### import statements

In [1]:
from  pprint import pprint
import pandas as pd
from llama_cpp import Llama
import numpy as np
import re
import faiss
import heapq

### defining some variables

In [2]:
data_type = np.float16
shortlisting_dim = 128
reranking_dim = 512

### dataset proocessing

In [3]:

# Read the CSV file into a DataFrame
df = pd.read_csv("D:\\Dataset\\movie_imdb_dataset\\action.csv")

# Extract the columns into separate lists
movie_names = df['movie_name'].tolist()[:3000]
genres = df['genre'].tolist()[:3000]
descriptions = df['description'].tolist()[:3000]

def structure_data(data_lst):
    data_str = ''
    for i in range(3):
        if (i == 2):
            data_str += data_lst[i].replace(".", " ").strip()
        else:

            data_str += data_lst[i].replace(".", " ").strip()+" . "
    data_str = re.sub(r'\s+', ' ', data_str).strip()
    data_str = 'search_document: ' + data_str
    return data_str

dataset_arr = []
for entity in zip(movie_names, genres, descriptions):
    entity = list(entity)
    # *** removing the data with no movie name ***
    if (type(entity[0]) != str or len(entity[0]) == 0):
        continue

    # *** converting no description to empty string ***

    if (entity[2] == "Add a Plot" or entity[2] == "Not available at this time." or entity[2] == "The plot is unknown at this time."or entity[2] == "Plot kept under wraps."):
        entity[2] = ""


    dataset_arr.append(structure_data(entity))


### model initalization

In [4]:
model_q4_k_m = Llama("../models/nomic-embed-large-v1.5-Q4_K_M.gguf",
                     embedding=True, verbose=False,use_mmap=True,
                     use_mlock=True)

In [5]:
def get_embeddings(input):
    return np.array(model_q4_k_m.embed(input), dtype=np.float16)
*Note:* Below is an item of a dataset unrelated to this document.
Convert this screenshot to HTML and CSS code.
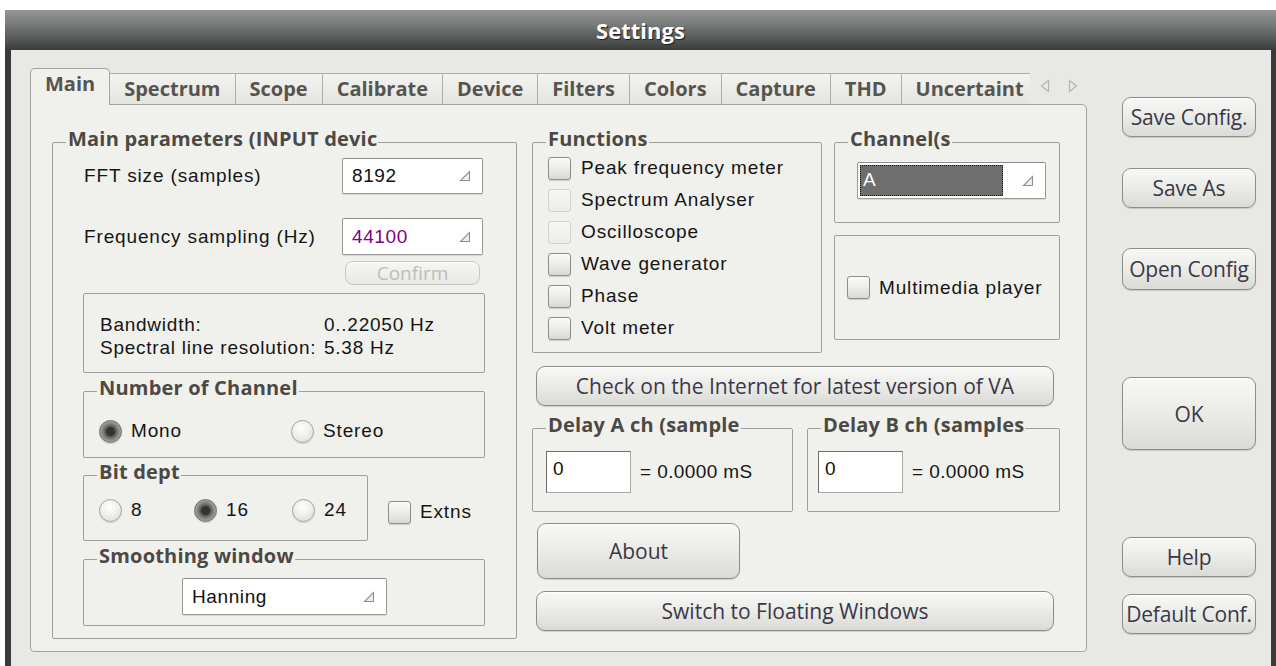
FILE: index.html
```html
<!DOCTYPE html>
<html>
<head>
<meta charset="utf-8">
<title>Settings</title>
<link rel="stylesheet" href="styles.css">
</head>
<body>
<div class="window">
  <div class="titlebar">Settings</div>
  <div class="client">
    <div class="tabwidget">
      <div class="tabbar">
        <div class="tabs">
          <div class="tab active">Main</div>
          <div class="tab">Spectrum</div>
          <div class="tab">Scope</div>
          <div class="tab">Calibrate</div>
          <div class="tab">Device</div>
          <div class="tab">Filters</div>
          <div class="tab">Colors</div>
          <div class="tab">Capture</div>
          <div class="tab">THD</div>
          <div class="tab">Uncertaint</div>
        </div>
        <div class="tab-scroll">
          <svg viewBox="0 0 10 14"><path d="M8.5 1.5 L1.5 7 L8.5 12.5 Z"/></svg>
          <svg viewBox="0 0 10 14"><path d="M1.5 1.5 L8.5 7 L1.5 12.5 Z"/></svg>
        </div>
      </div>

      <div class="pane">
        <fieldset class="group main-group">
          <legend>Main parameters (INPUT devic</legend>

          <div class="param-row fft-row">
            <span class="lbl">FFT size (samples)</span>
            <div class="combo"><span class="val">8192</span><svg class="combo-arrow" viewBox="0 0 12 12"><path d="M1.5 10.5 L10.5 10.5 L10.5 1.5 Z"/></svg></div>
          </div>
          <div class="param-row fs-row">
            <span class="lbl">Frequency sampling (Hz)</span>
            <div class="combo"><span class="val purple">44100</span><svg class="combo-arrow" viewBox="0 0 12 12"><path d="M1.5 10.5 L10.5 10.5 L10.5 1.5 Z"/></svg></div>
          </div>
          <div class="btn disabled confirm">Confirm</div>

          <div class="info-box">
            <span class="lbl">Bandwidth:</span><span class="lbl">0..22050 Hz</span>
            <span class="lbl">Spectral line resolution:</span><span class="lbl">5.38 Hz</span>
          </div>

          <fieldset class="group channels">
            <legend>Number of Channel</legend>
            <div class="radio-row">
              <label class="opt w-mono"><span class="radio checked"></span><span class="lbl">Mono</span></label>
              <label class="opt"><span class="radio"></span><span class="lbl">Stereo</span></label>
            </div>
          </fieldset>

          <div class="bit-row">
            <fieldset class="group bits">
              <legend>Bit dept</legend>
              <div class="radio-row bits-radios">
                <label class="opt w-b8"><span class="radio"></span><span class="lbl">8</span></label>
                <label class="opt w-b16"><span class="radio checked"></span><span class="lbl">16</span></label>
                <label class="opt"><span class="radio"></span><span class="lbl">24</span></label>
              </div>
            </fieldset>
            <label class="opt extns"><span class="check"></span><span class="lbl">Extns</span></label>
          </div>

          <fieldset class="group smoothing">
            <legend>Smoothing window</legend>
            <div class="combo hanning"><span class="val">Hanning</span><svg class="combo-arrow" viewBox="0 0 12 12"><path d="M1.5 10.5 L10.5 10.5 L10.5 1.5 Z"/></svg></div>
          </fieldset>
        </fieldset>

        <div class="middle">
          <div class="top-row">
            <fieldset class="group functions">
              <legend>Functions</legend>
              <div class="func-list">
                <label class="opt func"><span class="check"></span><span class="lbl">Peak frequency meter</span></label>
                <label class="opt func"><span class="check off"></span><span class="lbl">Spectrum Analyser</span></label>
                <label class="opt func"><span class="check off"></span><span class="lbl">Oscilloscope</span></label>
                <label class="opt func"><span class="check"></span><span class="lbl">Wave generator</span></label>
                <label class="opt func"><span class="check"></span><span class="lbl">Phase</span></label>
                <label class="opt func"><span class="check"></span><span class="lbl">Volt meter</span></label>
              </div>
            </fieldset>
            <div class="side-stack">
              <fieldset class="group chan">
                <legend>Channel(s</legend>
                <div class="combo chan-combo"><span class="sel">A</span><svg class="combo-arrow" viewBox="0 0 12 12"><path d="M1.5 10.5 L10.5 10.5 L10.5 1.5 Z"/></svg></div>
              </fieldset>
              <div class="mm-box">
                <label class="opt"><span class="check"></span><span class="lbl">Multimedia player</span></label>
              </div>
            </div>
          </div>

          <div class="btn wide check-btn">Check on the Internet for latest version of VA</div>

          <div class="delay-row">
            <fieldset class="group delay delay-a">
              <legend>Delay A ch (sample</legend>
              <div class="delay-line">
                <div class="input"><span class="val">0</span></div>
                <span class="lbl">= 0.0000 mS</span>
              </div>
            </fieldset>
            <fieldset class="group delay delay-b">
              <legend>Delay B ch (samples</legend>
              <div class="delay-line">
                <div class="input"><span class="val">0</span></div>
                <span class="lbl">= 0.0000 mS</span>
              </div>
            </fieldset>
          </div>

          <div class="btn about">About</div>
          <div class="btn wide switch-btn">Switch to Floating Windows</div>
        </div>
      </div>
    </div>

    <div class="side">
      <div class="btn side-btn save-config">Save Config.</div>
      <div class="btn side-btn save-as">Save As</div>
      <div class="btn side-btn open-config">Open Config</div>
      <div class="btn side-btn ok">OK</div>
      <div class="btn side-btn help">Help</div>
      <div class="btn side-btn default-conf">Default Conf.</div>
    </div>
  </div>
</div>
</body>
</html>
```

FILE: styles.css
```css
* { box-sizing: border-box; }
html, body { margin: 0; padding: 0; }
body {
  width: 1276px;
  height: 666px;
  overflow: hidden;
  background: #ffffff;
  font-family: "Liberation Sans", Arial, sans-serif;
}

/* ---------- window frame ---------- */
.window {
  margin: 10px 0 0 5px;
  height: 656px;
  background: #3a3a3a;
  display: flex;
  flex-direction: column;
}
.titlebar {
  flex: none;
  height: 40px;
  background: linear-gradient(#949696 0%, #7e8080 30%, #575858 72%, #3b3b3b 100%);
  color: #ffffff;
  font: 700 22px/40px "Open Sans", sans-serif;
  text-align: center;
  text-shadow: 1px 1px 1px #1c1c1c;
}
.client {
  flex: 1;
  margin: 0 5px 0 6px;
  background: #e8e8e5;
  display: flex;
  align-items: flex-start;
}

/* ---------- tab widget ---------- */
.tabwidget {
  margin: 18px 0 0 19px;
  width: 1057px;
  display: flex;
  flex-direction: column;
}
.tabbar {
  height: 37px;
  margin-bottom: -1px;
  position: relative;
  z-index: 1;
  display: flex;
}
.tabs {
  width: 1000px;
  height: 37px;
  flex: none;
  display: flex;
  align-items: flex-start;
  overflow: hidden;
}
.tab {
  flex: none;
  margin-top: 5px;
  height: 31px;
  padding: 0 14px;
  border: 1px solid #adada9;
  border-left: 0;
  border-bottom: 0;
  background: linear-gradient(#f3f3f0, #e4e4e0);
  font: 700 20px/29px "Open Sans", sans-serif;
  color: #57544f;
  white-space: nowrap;
}
.tab.active {
  margin-top: 0;
  height: 37px;
  border-left: 1px solid #a5a5a1;
  border-color: #a5a5a1;
  border-radius: 5px 5px 0 0;
  background: #f0f0ec;
  line-height: 30px;
  padding: 0 14px;
}
.tab-scroll {
  display: flex;
  gap: 18px;
  padding: 11px 0 0 10px;
}
.tab-scroll svg {
  width: 10px;
  height: 14px;
}
.tab-scroll path {
  fill: none;
  stroke: #b4b4b0;
  stroke-width: 1.2;
}

.pane {
  height: 548px;
  background: #f0f0ec;
  border: 1px solid #a2a29e;
  border-radius: 0 5px 4px 4px;
  display: flex;
  align-items: flex-start;
  padding: 24px 0 0 21px;
}

/* ---------- group boxes ---------- */
.group {
  margin: 0;
  padding: 0;
  min-width: 0;
  border: 1px solid #9f9f9c;
  border-radius: 2px;
}
.group > legend {
  margin-left: 13px;
  padding: 0 1px 6px 2px;
  font: 700 20px/20px "Open Sans", sans-serif;
  letter-spacing: 0.2px;
  color: #4c4944;
  white-space: nowrap;
}

.lbl {
  font-size: 19px;
  letter-spacing: 0.85px;
  color: #151515;
  white-space: nowrap;
}

/* ---------- main parameters ---------- */
.main-group {
  flex: none;
  width: 465px;
  height: 510px;
}
.param-row {
  display: flex;
  align-items: center;
  justify-content: space-between;
  padding: 0 33px 0 31px;
}
.fft-row { margin-top: 3px; height: 36px; }
.fs-row { margin-top: 24px; height: 37px; }

.combo {
  display: flex;
  align-items: center;
  width: 141px;
  height: 100%;
  background: #ffffff;
  border: 1px solid #9a9a97;
  border-top-color: #8a8a87;
  border-radius: 2px;
  box-shadow: 0 1px 1px rgba(0,0,0,0.12);
  padding: 0 0 0 9px;
}
.combo .val {
  flex: 1;
  font-size: 19px;
  letter-spacing: 0.6px;
  color: #111;
}
.combo .val.purple { color: #800080; }
.combo-arrow {
  flex: none;
  width: 12px;
  height: 12px;
  margin-right: 11px;
}
.combo-arrow path {
  fill: #eeeeec;
  stroke: #8e8e8b;
  stroke-width: 1.1;
}

.btn {
  display: flex;
  align-items: center;
  justify-content: center;
  border: 1px solid #8d8d8a;
  border-radius: 9px;
  background: linear-gradient(#f8f8f6, #e9e9e6 55%, #dadad6);
  box-shadow: inset 0 1px 0 #ffffff, 0 1px 1px rgba(0,0,0,0.15);
  font: 400 21px "Open Sans", sans-serif;
  color: #393848;
  white-space: nowrap;
}
.btn.disabled {
  border-color: #c6c6c2;
  color: #bdbdba;
  box-shadow: inset 0 1px 0 #ffffff;
  background: linear-gradient(#f6f6f4, #e8e8e5);
}
.confirm {
  margin: 6px 36px 0 auto;
  width: 135px;
  height: 24px;
  font-size: 19px;
  border-radius: 8px;
}

.info-box {
  margin: 8px 31px 0 30px;
  height: 80px;
  border: 1px solid #9f9f9c;
  border-radius: 2px;
  padding: 19px 0 0 16px;
  display: grid;
  grid-template-columns: 224px auto;
  align-content: start;
  line-height: 23px;
}
.info-box .lbl { letter-spacing: 0.75px; }

.channels {
  margin: 5px 31px 0 30px;
  height: 80px;
}
.radio-row {
  display: flex;
  margin-top: 15px;
  padding-left: 15px;
}
.opt {
  display: flex;
  align-items: center;
  gap: 9px;
  height: 24px;
}
.w-mono { width: 192px; }

.radio {
  flex: none;
  width: 23px;
  height: 23px;
  border-radius: 50%;
  border: 1px solid #a3a3a0;
  background: radial-gradient(circle at 45% 35%, #ffffff 0%, #f1f1ef 40%, #d8d8d4 100%);
  box-shadow: 0 1px 1px rgba(0,0,0,0.12);
}
.radio.checked {
  border-color: #6f6f6d;
  background: radial-gradient(circle, #333333 0 4px, #575757 5px, #858585 8px, #a6a6a4 11px);
}

.check {
  flex: none;
  width: 23px;
  height: 23px;
  border-radius: 3px;
  border: 1px solid #8e8e8b;
  background: linear-gradient(#fbfbfa, #ececea 50%, #d8d8d4);
  box-shadow: 0 1px 1px rgba(0,0,0,0.15);
}
.check.off {
  border-color: #d2d2ce;
  background: linear-gradient(#f7f7f5, #ececea);
  box-shadow: none;
}

.bit-row {
  display: flex;
  align-items: flex-start;
  margin: 4px 0 0 30px;
}
.bits {
  flex: none;
  width: 285px;
  height: 79px;
}
.bits-radios { margin-top: 10px; }
.w-b8 { width: 95px; }
.w-b16 { width: 98px; }
.extns {
  margin: 38px 0 0 20px;
}

.smoothing {
  margin: 5px 31px 0 30px;
  height: 80px;
}
.hanning {
  margin: 6px 0 0 98px;
  width: 205px;
  height: 37px;
}

/* ---------- middle column ---------- */
.middle {
  flex: none;
  width: 528px;
  margin-left: 15px;
  display: flex;
  flex-direction: column;
}
.top-row {
  display: flex;
  gap: 12px;
}
.functions {
  flex: none;
  width: 290px;
  height: 224px;
}
.func-list {
  margin-top: -3px;
  padding-left: 15px;
  display: flex;
  flex-direction: column;
}
.func {
  height: 32px;
  gap: 10px;
}
.side-stack {
  width: 226px;
  display: flex;
  flex-direction: column;
}
.chan { height: 94px; }
.chan-combo {
  margin: 7px 0 0 22px;
  width: 189px;
  height: 37px;
  padding-left: 2px;
}
.chan-combo .sel {
  flex: 1;
  height: 31px;
  margin-right: 19px;
  background: #6e6e6e;
  border: 1px dotted #111;
  color: #ffffff;
  font-size: 19px;
  line-height: 28px;
  padding-left: 2px;
}
.mm-box {
  margin-top: 12px;
  height: 105px;
  border: 1px solid #9f9f9c;
  border-radius: 2px;
  display: flex;
  align-items: center;
  padding-left: 12px;
}

.wide {
  width: 518px;
  margin-left: 4px;
}
.check-btn {
  margin-top: 13px;
  height: 40px;
}
.delay-row {
  display: flex;
  gap: 14px;
  margin-top: 9px;
}
.delay { height: 97px; }
.delay-a { width: 261px; }
.delay-b { width: 253px; }
.delay-line {
  display: flex;
  align-items: center;
  gap: 9px;
  margin-top: 10px;
  padding-left: 13px;
}
.delay-b .delay-line { padding-left: 10px; }
.delay-line .lbl { letter-spacing: 0.4px; }
.input {
  width: 85px;
  height: 42px;
  background: #ffffff;
  border: 1px solid #6d6d6b;
  border-right-color: #a8a8a5;
  border-bottom-color: #a8a8a5;
  padding: 6px 0 0 6px;
}
.input .val {
  font-size: 19px;
  color: #111;
}
.about {
  margin: 11px 0 0 5px;
  width: 203px;
  height: 56px;
}
.switch-btn {
  margin-top: 12px;
  height: 40px;
}

/* ---------- right button column ---------- */
.side {
  flex: none;
  margin-left: 35px;
  width: 134px;
  padding-top: 47px;
  display: flex;
  flex-direction: column;
}
.side-btn {
  height: 40px;
  font-size: 21px;
  letter-spacing: -0.2px;
}
.save-as { margin-top: 31px; }
.open-config { margin-top: 40px; height: 42px; }
.ok { margin-top: 87px; height: 73px; }
.help { margin-top: 87px; }
.default-conf { margin-top: 17px; }
```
def truncate_embeddings(emb, truncate_dim):
    return emb[:, :truncate_dim]


def cosine_similarity(x, y):
    normalized_x = x/np.linalg.norm(x)
    normalized_y = y/np.linalg.norm(y)
    return np.dot(normalized_x, normalized_y)

In [None]:
dim_768_emb = get_embeddings(dataset_arr)

In [None]:
dim_768_emb.shape,dim_768_emb.dtype

In [None]:
np.save('./dim_768_emb_nomic.npy', dim_768_emb)

In [6]:
dim_768_emb = np.load('./dim_768_emb_nomic.npy')
dim_768_emb.shape,dim_768_emb.dtype

((3000, 768), dtype('float16'))

In [7]:
dim_512_emb = truncate_embeddings(dim_768_emb,512)
dim_512_emb.shape

(3000, 512)

In [8]:
dim_128_emb = truncate_embeddings(dim_768_emb,128)
dim_128_emb.shape

(3000, 128)

###  normalizing the vectors

In [9]:
for i in range(len(dataset_arr)):
    dim_768_emb[i, :] = dim_768_emb[i, :]/np.linalg.norm(dim_768_emb[i, :])
    dim_512_emb[i, :] = dim_512_emb[i, :]/np.linalg.norm(dim_512_emb[i, :])
    dim_128_emb[i, :] = dim_128_emb[i, :]/np.linalg.norm(dim_128_emb[i, :])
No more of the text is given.